§ Provided material:
● ● ● ● ● ● ●

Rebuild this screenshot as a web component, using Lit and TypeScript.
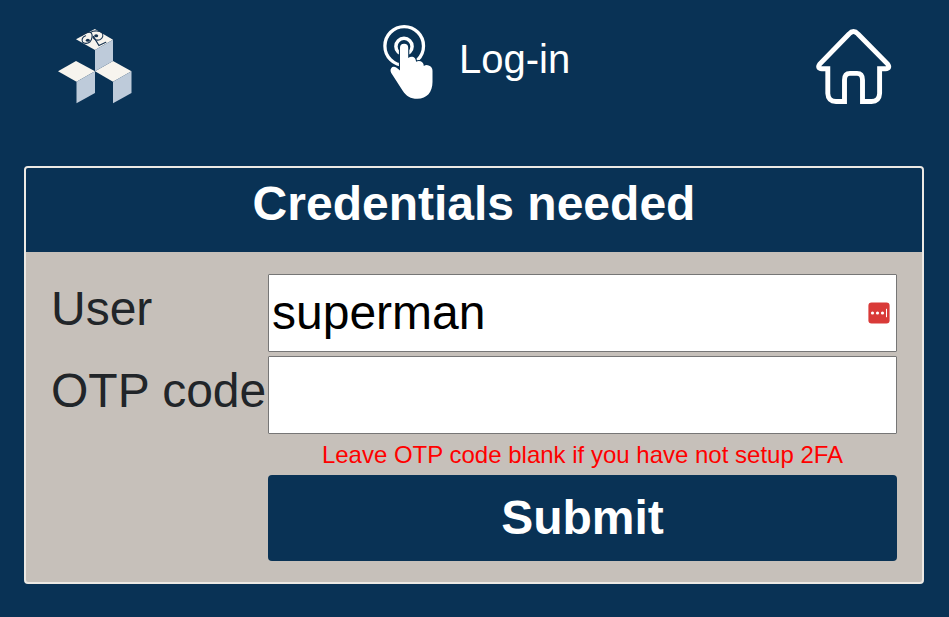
import { LitElement, html, css } from "lit";
import { customElement, state } from "lit/decorators.js";

@customElement("app-root")
export class AppRoot extends LitElement {
  static styles = css`
    :host {
      display: block;
      box-sizing: border-box;
      height: 617px;
      overflow: hidden;
      background: #093255;
      color: #fff;
      font-family: "Liberation Sans", Arial, sans-serif;
    }
    * { box-sizing: border-box; }
    svg { display: block; flex: none; }
    .bar {
      display: flex;
      align-items: flex-start;
      height: 166px;
      padding: 20px 55px 0;
    }
    .title { display: flex; gap: 24px; margin: 0 auto 0 246px; }
    .title span { font-size: 40px; line-height: 46px; margin-top: 16px; }
    .card {
      width: 900px;
      height: 418px;
      margin-left: 24px;
      border: 2px solid #ece9e4;
      border-radius: 4px;
      overflow: hidden;
      background: #c6c0ba;
    }
    h1 {
      margin: 0;
      height: 84px;
      background: #093255;
      font-size: 48px;
      line-height: 72px;
      text-align: center;
    }
    form {
      display: grid;
      grid-template-columns: 217px 629px;
      padding: 22px 0 0 25px;
    }
    label {
      color: #212529;
      font-size: 48px;
      line-height: 70px;
      white-space: nowrap;
    }
    .field { position: relative; height: 82px; }
    input {
      display: block;
      width: 100%;
      height: 78px;
      margin: 0;
      padding: 0 3px 2px;
      border: 1px solid #767676;
      border-radius: 1px;
      background: #fff;
      color: #000;
      font: 48px "Liberation Sans", Arial, sans-serif;
      outline: none;
    }
    .vault { position: absolute; right: 7px; top: 28px; }
    .note {
      grid-column: 2;
      height: 37px;
      color: #f00;
      font-size: 24px;
      line-height: 34px;
      text-align: center;
    }
    button {
      grid-column: 2;
      height: 86px;
      padding: 0 0 2px;
      border: 0;
      border-radius: 4px;
      background: #093255;
      color: #fff;
      font: bold 48px "Liberation Sans", Arial, sans-serif;
    }
  `;

  @state() private user = "superman";

  render() {
    return html`
      <header class="bar">
        <svg width="80" height="90" viewBox="55 20 80 90" aria-label="Cubes">
          <g fill="#f7f4ee">
            <path d="M76 39.3 94.8 29 113 39.7 95 50z" />
            <path d="M58 71.3 76 61 95 71.2 76.5 81.7z" />
            <path d="M95 71.2 113 61 131.5 71.3 113 81.7z" />
          </g>
          <g fill="#becbda">
            <path d="M95 50 113 39.7V61L95 71.2z" />
            <path d="M76.5 81.7 95 71.2V93L76.5 103.2z" />
            <path d="M113 81.7 131.5 71.3V93L113 103.2z" />
          </g>
          <g fill="none" stroke="#14304e" stroke-width="1.1" stroke-linecap="round" stroke-linejoin="round">
            <path d="M81.4 35.6C84 33 89.4 31.2 91.4 33c1.4 2.2.8 6.6-1.6 9-2 1.6-5.4 2-7.2.2-1.2-2.4-.4-5.4 3-6.4" />
            <path d="M90.4 32.4c3-2 9.4-2 11.6.2 2 2.6.6 5.8-2.2 7.2-3 1-6-.2-6.8-2.8" />
            <path d="M93.4 36.4 99 45.6l6.8-3.4" />
          </g>
          <g fill="#14304e">
            <ellipse cx="87.8" cy="40.2" rx="2" ry="1.5" />
            <ellipse cx="96.2" cy="35.8" rx="2" ry="1.5" />
          </g>
        </svg>
        <div class="title">
          <svg width="54" height="84" viewBox="381 20 54 84" aria-hidden="true">
            <circle cx="404.2" cy="45.9" r="19.3" fill="none" stroke="#fff" stroke-width="3.3" />
            <circle cx="404" cy="46.4" r="8.1" fill="none" stroke="#fff" stroke-width="3.5" />
            <path
              d="M400 70.5V47.8q0-4 4.1-4 4.1 0 4.1 4V58q2-1.5 4.3-1.2 3.1.7 3.6 4.9 2.2-1.1 4.5-.4 3 1 3.2 4.7 2.2-1.4 4.8-.6 3.9 1.2 3.9 5.3V82c0 10-5.5 16.8-15.2 16.8-6.9 0-10.9-2.7-14.6-8.1L391.1 72.8q-1.6-3.6 1.2-5.7 2.8-1.6 7.7 3.4z"
              fill="#fff" stroke="#093255" stroke-width="2.2" paint-order="stroke" stroke-linejoin="round" />
          </svg>
          <span>Log-in</span>
        </div>
        <svg width="80" height="90" viewBox="814 20 80 90" aria-label="Home">
          <path
            d="M827.8 68.7H822Q816.5 68.3 820 63.8L849 34Q853.5 28.9 858 34L887.4 63.8Q890.9 68.3 885.4 68.7H879.6V93.5Q879.2 101.4 871.5 101.5H862.5V80Q862.5 73.4 857 73.4H850Q844.5 73.4 844.5 80V101.5H836Q828.2 101.4 827.8 93.5Z"
            fill="none" stroke="#fff" stroke-width="4.9" />
        </svg>
      </header>
      <main class="card">
        <h1>Credentials needed</h1>
        <form @submit=${(e: Event) => e.preventDefault()}>
          <label for="user">User</label>
          <div class="field">
            <input id="user" .value=${this.user} autocomplete="off" spellcheck="false" />
            <svg class="vault" width="22" height="22" viewBox="0 0 22 22" aria-hidden="true">
              <rect x=".4" y=".6" width="21.2" height="20.8" rx="3.2" fill="#d93a38" />
              <g fill="#fff">
                <circle cx="4.5" cy="11" r="1.6" />
                <circle cx="9.5" cy="11" r="1.6" />
                <circle cx="14.5" cy="11" r="1.6" />
                <rect x="18" y="6.8" width="1" height="8.4" />
              </g>
            </svg>
          </div>
          <label for="otp">OTP code</label>
          <div class="field"><input id="otp" autocomplete="off" /></div>
          <div class="note">Leave OTP code blank if you have not setup 2FA</div>
          <button type="submit">Submit</button>
        </form>
      </main>
    `;
  }
}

● ● ● ● ● ● ●

§ Brief:
Which lines hold the string "this"? Copy all of them from the data above.

§ Result:
Rebuild this screenshot as a web component, using Lit and TypeScript.
            <input id="user" .value=${this.user} autocomplete="off" spellcheck="false" />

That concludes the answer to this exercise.